Il s’agit du premier film en couleur de Yoshimura, et il parvient brillamment articuler cela avec les questionnements du récit. Les transitions évoquées plus haut entre tissus et paysages n’en est que plus somptueux par la grâce de la belle photo de Kazuo Miyagawa. Une séquence néanmoins rend la couleur indispensable à l’émotion voulue, celle de la première étreinte entre Takemura et Kiwa. La pluie extérieure semble manifester les larmes que l’obscurité de la pièce masque sur le visage de Kiwa. Les teintes ocres de la photo ne correspondent pas aux éclairages artificiels urbains de la rue, et encore moins à la lumière de la chambre plongée dans le noir. Il s’agit là d’un écrin intime qui déleste les personnages des postures qu’ils se voient forcés d’adopter en société, et les autorise le temps d’une nuit à enfin physiquement se rapprocher. La séquence est magique et justifie à elle seule le visionnage, dégagent un romantisme et une sensualité palpable. 

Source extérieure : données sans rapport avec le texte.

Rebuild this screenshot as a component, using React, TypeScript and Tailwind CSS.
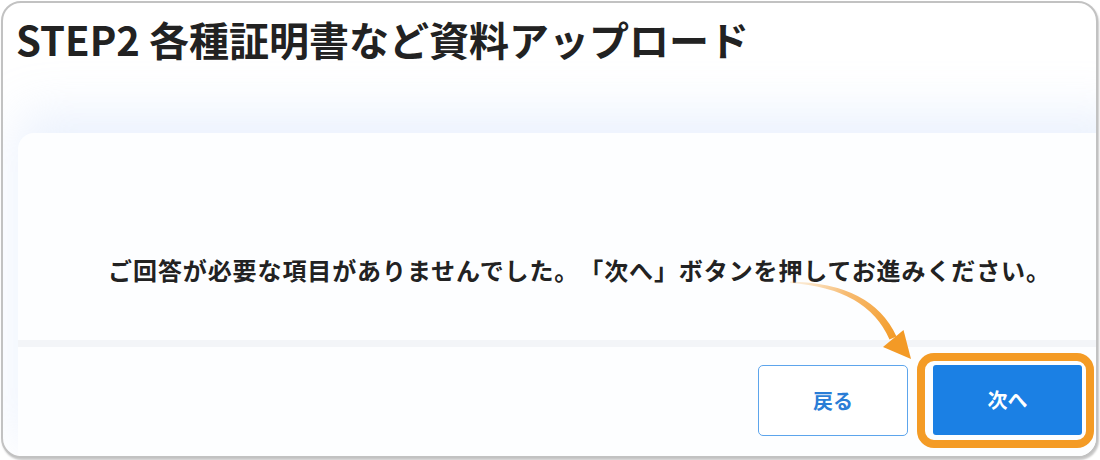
const jp = "font-['Noto_Sans_CJK_JP','Noto_Sans',sans-serif]";

const Arrow = () => (
  <svg
    className="pointer-events-none absolute left-0 top-0"
    width="1100"
    height="460"
    viewBox="0 0 1100 460"
  >
    <defs>
      <linearGradient id="arrowFade" gradientUnits="userSpaceOnUse" x1="790" y1="282" x2="895" y2="340">
        <stop offset="0" stopColor="#f8c98a" stopOpacity="0.25" />
        <stop offset="0.45" stopColor="#f6b05a" stopOpacity="0.85" />
        <stop offset="1" stopColor="#f39a26" />
      </linearGradient>
    </defs>
    <path d="M790 281.5 Q872 283 896.5 336.5 L889.5 339.5 Q867 288 790 283 Z" fill="url(#arrowFade)" />
    <path d="M883 347 L903.5 330 L911 359 Z" fill="#f39a26" />
  </svg>
);

export default function App() {
  return (
    <div className={`relative h-[460px] w-[1100px] bg-white p-[1px] ${jp}`}>
      <div className="h-[457px] w-[1097px] overflow-hidden rounded-[20px] border-2 border-[#c2c2c2] bg-white shadow-[1px_2px_2px_rgba(0,0,0,0.22)]">
        <h1 className="pl-[13px] pt-[12px] text-[40px] font-bold leading-[48px] text-[#222]">
          STEP2 各種証明書など資料アップロード
        </h1>

        <div className="ml-[15px] mt-[70px] w-[1115px] rounded-[16px] bg-[#fdfeff] shadow-[0_-20px_50px_rgba(185,210,248,0.3)]">
          <div className="h-[207px] pl-[8px] pt-[119px] text-center text-[24px] font-bold leading-[36px] tracking-[0.9px] text-[#222] [text-spacing-trim:space-all]">
            ご回答が必要な項目がありませんでした。「次へ」ボタンを押してお進みください。
          </div>
          <div className="h-[7px] bg-[#f3f5f8]" />
          <div className="flex h-[120px] items-start justify-end gap-[25px] pr-[51px] pt-[18px]">
            <button className="h-[71px] w-[150px] rounded-[5px] border-[1.5px] border-[#5da5ec] bg-white text-[20px] font-bold text-[#2a7dd6]">
              戻る
            </button>
            <div className="relative">
              <span className="absolute -bottom-[13px] -left-[16px] -right-[12px] -top-[12px] rounded-[17px] border-[8px] border-[#f49b25]" />
              <button className="relative block h-[70px] w-[149px] rounded-[3px] bg-[#1b80e4] text-[20px] font-bold text-white">
                次へ
              </button>
            </div>
          </div>
        </div>
      </div>
      <Arrow />
    </div>
  );
}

Le constat du film s’avère néanmoins pessimiste, le jugement des autres mais avant tout le regard sur soi et la culpabilité qui en naît rendant l’abandon impossible sur le long terme. De manière subtile, deux scènes similaires se font écho en début et fin de film, mais véhiculant un sentiment différent pour Kiwa. Le film s’ouvre et se ferme sur un défilé du premier mai célébrant la fête du Travail. Durant l’ouverture, Kiwa s’en détache car accaparée par ses propres tâches, et lors de la dernière scène, elle ira contempler le défilé avec tristesse, consciente que son activité constitue désormais sa seule perspective.